▼

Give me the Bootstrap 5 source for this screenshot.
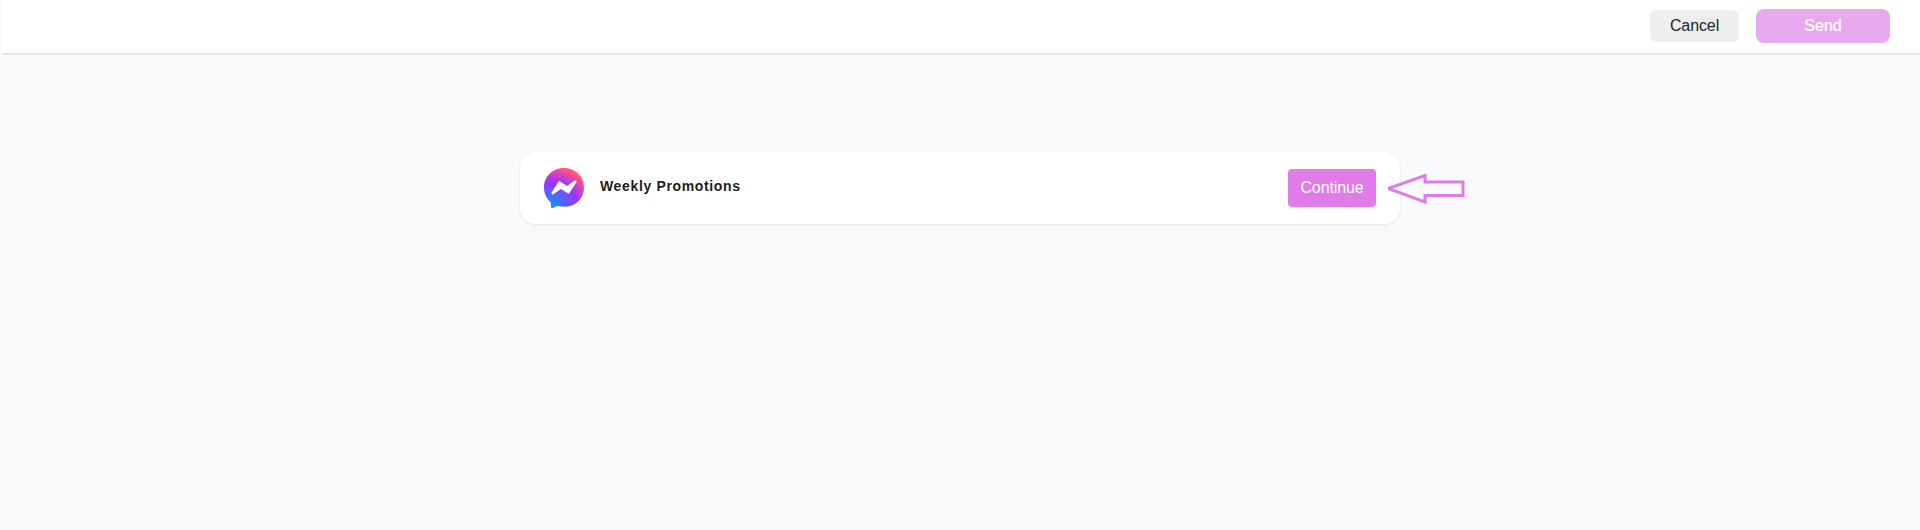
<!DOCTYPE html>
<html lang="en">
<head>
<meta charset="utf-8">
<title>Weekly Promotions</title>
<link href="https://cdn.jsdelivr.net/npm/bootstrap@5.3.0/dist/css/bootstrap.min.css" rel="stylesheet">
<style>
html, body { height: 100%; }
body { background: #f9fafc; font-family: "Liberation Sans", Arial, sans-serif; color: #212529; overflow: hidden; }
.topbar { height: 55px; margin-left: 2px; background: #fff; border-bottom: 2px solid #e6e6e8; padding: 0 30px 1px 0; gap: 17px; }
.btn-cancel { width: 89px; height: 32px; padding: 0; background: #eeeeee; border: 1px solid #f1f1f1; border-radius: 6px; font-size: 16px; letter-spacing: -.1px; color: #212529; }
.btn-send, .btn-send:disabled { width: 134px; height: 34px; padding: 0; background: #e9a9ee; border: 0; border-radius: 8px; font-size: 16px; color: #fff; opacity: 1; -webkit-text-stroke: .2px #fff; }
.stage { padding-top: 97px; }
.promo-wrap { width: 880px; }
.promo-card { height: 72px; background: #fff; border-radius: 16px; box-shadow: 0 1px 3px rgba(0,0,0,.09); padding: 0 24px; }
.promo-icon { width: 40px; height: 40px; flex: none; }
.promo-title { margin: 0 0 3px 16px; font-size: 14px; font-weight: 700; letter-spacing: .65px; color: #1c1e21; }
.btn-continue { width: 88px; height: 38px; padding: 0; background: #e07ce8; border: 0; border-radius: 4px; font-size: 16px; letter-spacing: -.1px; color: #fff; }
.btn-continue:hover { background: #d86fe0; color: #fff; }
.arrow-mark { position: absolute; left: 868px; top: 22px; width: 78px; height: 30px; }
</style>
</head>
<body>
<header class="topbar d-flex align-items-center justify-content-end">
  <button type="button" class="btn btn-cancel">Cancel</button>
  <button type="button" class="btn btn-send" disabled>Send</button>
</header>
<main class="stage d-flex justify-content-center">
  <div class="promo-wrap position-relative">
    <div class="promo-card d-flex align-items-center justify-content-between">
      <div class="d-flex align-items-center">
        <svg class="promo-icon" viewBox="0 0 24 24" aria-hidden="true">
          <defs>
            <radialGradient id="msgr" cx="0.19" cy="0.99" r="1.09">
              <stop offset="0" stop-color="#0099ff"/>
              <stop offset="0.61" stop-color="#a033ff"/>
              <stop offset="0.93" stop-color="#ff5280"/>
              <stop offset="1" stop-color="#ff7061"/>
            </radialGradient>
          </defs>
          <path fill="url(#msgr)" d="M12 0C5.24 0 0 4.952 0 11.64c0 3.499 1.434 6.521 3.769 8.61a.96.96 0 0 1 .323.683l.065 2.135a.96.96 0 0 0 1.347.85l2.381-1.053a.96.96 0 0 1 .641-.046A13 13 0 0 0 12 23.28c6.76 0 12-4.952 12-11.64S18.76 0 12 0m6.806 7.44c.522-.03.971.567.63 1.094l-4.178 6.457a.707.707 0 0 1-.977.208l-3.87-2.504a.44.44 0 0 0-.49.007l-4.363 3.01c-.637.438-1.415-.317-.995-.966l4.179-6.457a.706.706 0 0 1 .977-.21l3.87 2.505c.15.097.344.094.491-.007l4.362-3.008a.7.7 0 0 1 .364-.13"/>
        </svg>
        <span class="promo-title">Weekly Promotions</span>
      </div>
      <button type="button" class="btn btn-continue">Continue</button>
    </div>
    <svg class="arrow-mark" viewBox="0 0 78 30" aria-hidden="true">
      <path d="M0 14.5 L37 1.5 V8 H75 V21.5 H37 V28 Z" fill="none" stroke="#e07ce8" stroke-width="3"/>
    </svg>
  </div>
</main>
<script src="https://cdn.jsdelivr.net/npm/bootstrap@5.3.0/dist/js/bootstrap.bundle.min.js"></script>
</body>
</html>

▲

Your goal: Leave the images out, please, and restate each line word for word.

Exercise result:
Give me the Bootstrap 5 source for this screenshot.
<!DOCTYPE html>
<html lang="en">
<head>
<meta charset="utf-8">
<title>Weekly Promotions</title>
<link href="https://cdn.jsdelivr.net/npm/bootstrap@5.3.0/dist/css/bootstrap.min.css" rel="stylesheet">
<style>
html, body { height: 100%; }
body { background: #f9fafc; font-family: "Liberation Sans", Arial, sans-serif; color: #212529; overflow: hidden; }
.topbar { height: 55px; margin-left: 2px; background: #fff; border-bottom: 2px solid #e6e6e8; padding: 0 30px 1px 0; gap: 17px; }
.btn-cancel { width: 89px; height: 32px; padding: 0; background: #eeeeee; border: 1px solid #f1f1f1; border-radius: 6px; font-size: 16px; letter-spacing: -.1px; color: #212529; }
.btn-send, .btn-send:disabled { width: 134px; height: 34px; padding: 0; background: #e9a9ee; border: 0; border-radius: 8px; font-size: 16px; color: #fff; opacity: 1; -webkit-text-stroke: .2px #fff; }
.stage { padding-top: 97px; }
.promo-wrap { width: 880px; }
.promo-card { height: 72px; background: #fff; border-radius: 16px; box-shadow: 0 1px 3px rgba(0,0,0,.09); padding: 0 24px; }
.promo-icon { width: 40px; height: 40px; flex: none; }
.promo-title { margin: 0 0 3px 16px; font-size: 14px; font-weight: 700; letter-spacing: .65px; color: #1c1e21; }
.btn-continue { width: 88px; height: 38px; padding: 0; background: #e07ce8; border: 0; border-radius: 4px; font-size: 16px; letter-spacing: -.1px; color: #fff; }
.btn-continue:hover { background: #d86fe0; color: #fff; }
.arrow-mark { position: absolute; left: 868px; top: 22px; width: 78px; height: 30px; }
</style>
</head>
<body>
<header class="topbar d-flex align-items-center justify-content-end">
  <button type="button" class="btn btn-cancel">Cancel</button>
  <button type="button" class="btn btn-send" disabled>Send</button>
</header>
<main class="stage d-flex justify-content-center">
  <div class="promo-wrap position-relative">
    <div class="promo-card d-flex align-items-center justify-content-between">
      <div class="d-flex align-items-center">
        <svg class="promo-icon" viewBox="0 0 24 24" aria-hidden="true">
          <defs>
            <radialGradient id="msgr" cx="0.19" cy="0.99" r="1.09">
              <stop offset="0" stop-color="#0099ff"/>
              <stop offset="0.61" stop-color="#a033ff"/>
              <stop offset="0.93" stop-color="#ff5280"/>
              <stop offset="1" stop-color="#ff7061"/>
            </radialGradient>
          </defs>
          <path fill="url(#msgr)" d="M12 0C5.24 0 0 4.952 0 11.64c0 3.499 1.434 6.521 3.769 8.61a.96.96 0 0 1 .323.683l.065 2.135a.96.96 0 0 0 1.347.85l2.381-1.053a.96.96 0 0 1 .641-.046A13 13 0 0 0 12 23.28c6.76 0 12-4.952 12-11.64S18.76 0 12 0m6.806 7.44c.522-.03.971.567.63 1.094l-4.178 6.457a.707.707 0 0 1-.977.208l-3.87-2.504a.44.44 0 0 0-.49.007l-4.363 3.01c-.637.438-1.415-.317-.995-.966l4.179-6.457a.706.706 0 0 1 .977-.21l3.87 2.505c.15.097.344.094.491-.007l4.362-3.008a.7.7 0 0 1 .364-.13"/>
        </svg>
        <span class="promo-title">Weekly Promotions</span>
      </div>
      <button type="button" class="btn btn-continue">Continue</button>
    </div>
    <svg class="arrow-mark" viewBox="0 0 78 30" aria-hidden="true">
      <path d="M0 14.5 L37 1.5 V8 H75 V21.5 H37 V28 Z" fill="none" stroke="#e07ce8" stroke-width="3"/>
    </svg>
  </div>
</main>
<script src="https://cdn.jsdelivr.net/npm/bootstrap@5.3.0/dist/js/bootstrap.bundle.min.js"></script>
</body>
</html>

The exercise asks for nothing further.